## OBJECTIVE:
Collect every line that includes the string "styles".

## INFORMATION SUPPLIED:
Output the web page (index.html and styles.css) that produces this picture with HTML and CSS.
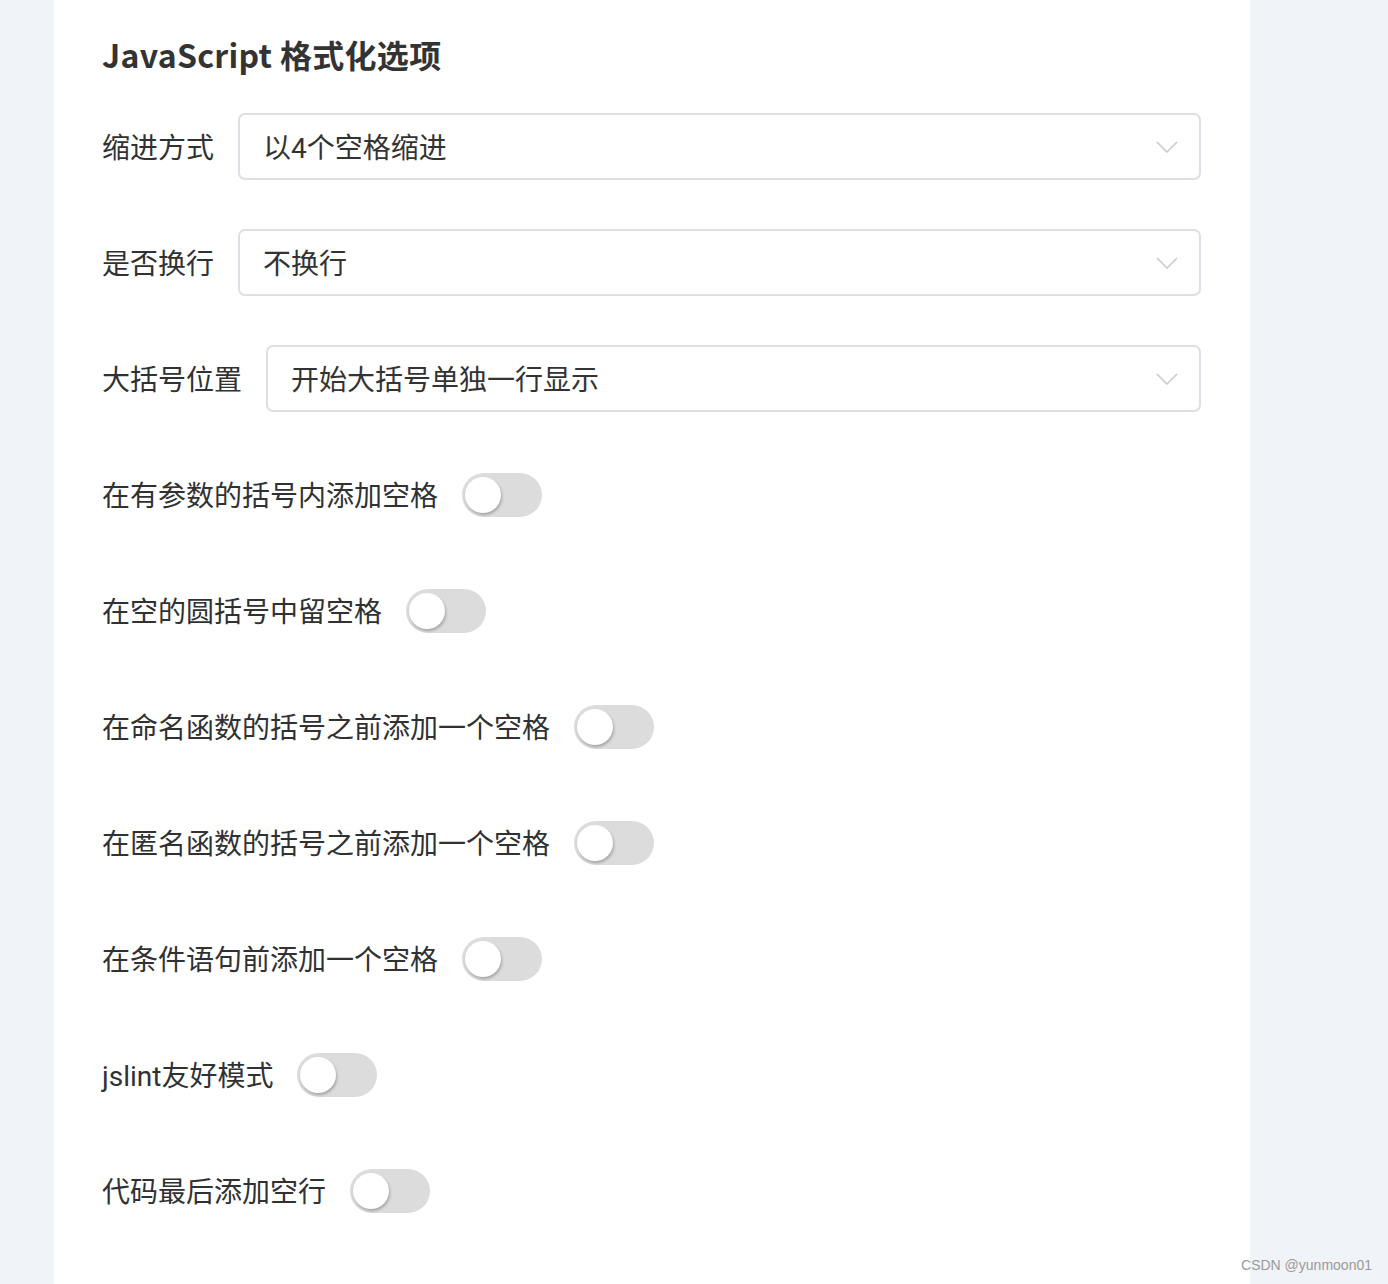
FILE: index.html
```html
<!DOCTYPE html>
<html lang="zh-CN">
<head>
<meta charset="utf-8">
<title>JavaScript 格式化选项</title>
<link rel="stylesheet" href="styles.css">
</head>
<body>
<div class="page">
  <div class="card">
    <h2 class="title">JavaScript 格式化选项</h2>
    <form class="form">
      <div class="row">
        <label class="label">缩进方式</label>
        <div class="select">
          <span class="select-text">以4个空格缩进</span>
          <svg class="chevron" width="22" height="12" viewBox="0 0 22 12"><path d="M1 1 L11 11 L21 1" fill="none" stroke="#c8cbd1" stroke-width="1.6"/></svg>
        </div>
      </div>
      <div class="row">
        <label class="label">是否换行</label>
        <div class="select">
          <span class="select-text">不换行</span>
          <svg class="chevron" width="22" height="12" viewBox="0 0 22 12"><path d="M1 1 L11 11 L21 1" fill="none" stroke="#c8cbd1" stroke-width="1.6"/></svg>
        </div>
      </div>
      <div class="row">
        <label class="label">大括号位置</label>
        <div class="select">
          <span class="select-text">开始大括号单独一行显示</span>
          <svg class="chevron" width="22" height="12" viewBox="0 0 22 12"><path d="M1 1 L11 11 L21 1" fill="none" stroke="#c8cbd1" stroke-width="1.6"/></svg>
        </div>
      </div>
      <div class="row">
        <label class="label">在有参数的括号内添加空格</label>
        <span class="switch"><span class="knob"></span></span>
      </div>
      <div class="row">
        <label class="label">在空的圆括号中留空格</label>
        <span class="switch"><span class="knob"></span></span>
      </div>
      <div class="row">
        <label class="label">在命名函数的括号之前添加一个空格</label>
        <span class="switch"><span class="knob"></span></span>
      </div>
      <div class="row">
        <label class="label">在匿名函数的括号之前添加一个空格</label>
        <span class="switch"><span class="knob"></span></span>
      </div>
      <div class="row">
        <label class="label">在条件语句前添加一个空格</label>
        <span class="switch"><span class="knob"></span></span>
      </div>
      <div class="row">
        <label class="label">jslint友好模式</label>
        <span class="switch"><span class="knob"></span></span>
      </div>
      <div class="row">
        <label class="label">代码最后添加空行</label>
        <span class="switch"><span class="knob"></span></span>
      </div>
    </form>
  </div>
</div>
<div class="watermark">CSDN @yunmoon01</div>
</body>
</html>
```

FILE: styles.css
```css
html, body {
  margin: 0;
  padding: 0;
  background: #f0f3f8;
  font-family: "Noto Sans CJK SC", "Noto Sans", sans-serif;
  color: #303133;
}
.page {
  width: 1388px;
  height: 1284px;
  overflow: hidden;
  padding-left: 54px;
  box-sizing: border-box;
}
.card {
  width: 1196px;
  height: 1284px;
  background: #ffffff;
  box-sizing: border-box;
  padding: 34px 49px 0 48px;
}
.title {
  margin: 0 0 38px 0;
  font-size: 32px;
  line-height: 41px;
  font-weight: 700;
  color: #333333;
  letter-spacing: 0.3px;
}
.form {
  display: flex;
  flex-direction: column;
  gap: 49px;
}
.row {
  display: flex;
  align-items: center;
  height: 67px;
}
.label {
  font-family: Roboto, "Noto Sans CJK SC", sans-serif;
  font-size: 28px;
  line-height: 40px;
  color: #303133;
  padding-right: 24px;
  padding-top: 5px;
  white-space: nowrap;
}
.select {
  flex: 1;
  height: 67px;
  box-sizing: border-box;
  border: 2px solid #dcdfe6;
  border-radius: 7px;
  display: flex;
  align-items: center;
  justify-content: space-between;
  padding: 0 21px 0 23px;
}
.select-text {
  font-family: Roboto, "Noto Sans CJK SC", sans-serif;
  font-size: 28px;
  line-height: 40px;
  padding-top: 5px;
  color: #333333;
}
.chevron {
  display: block;
}
.switch {
  position: relative;
  display: inline-block;
  width: 80px;
  height: 44px;
  border-radius: 22px;
  background: #dcdcdc;
}
.knob {
  position: absolute;
  left: 3px;
  top: 4px;
  width: 36px;
  height: 36px;
  border-radius: 50%;
  background: #ffffff;
  box-shadow: 1px 2px 3px rgba(0, 0, 0, 0.25);
}
.watermark {
  position: absolute;
  right: 16px;
  top: 1257px;
  font-family: "Liberation Sans", Arial, sans-serif;
  font-size: 14px;
  color: #9a9a9a;
}
```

## OUTPUT FOR THIS EXERCISE:
Output the web page (index.html and styles.css) that produces this picture with HTML and CSS.
<link rel="stylesheet" href="styles.css">
FILE: styles.css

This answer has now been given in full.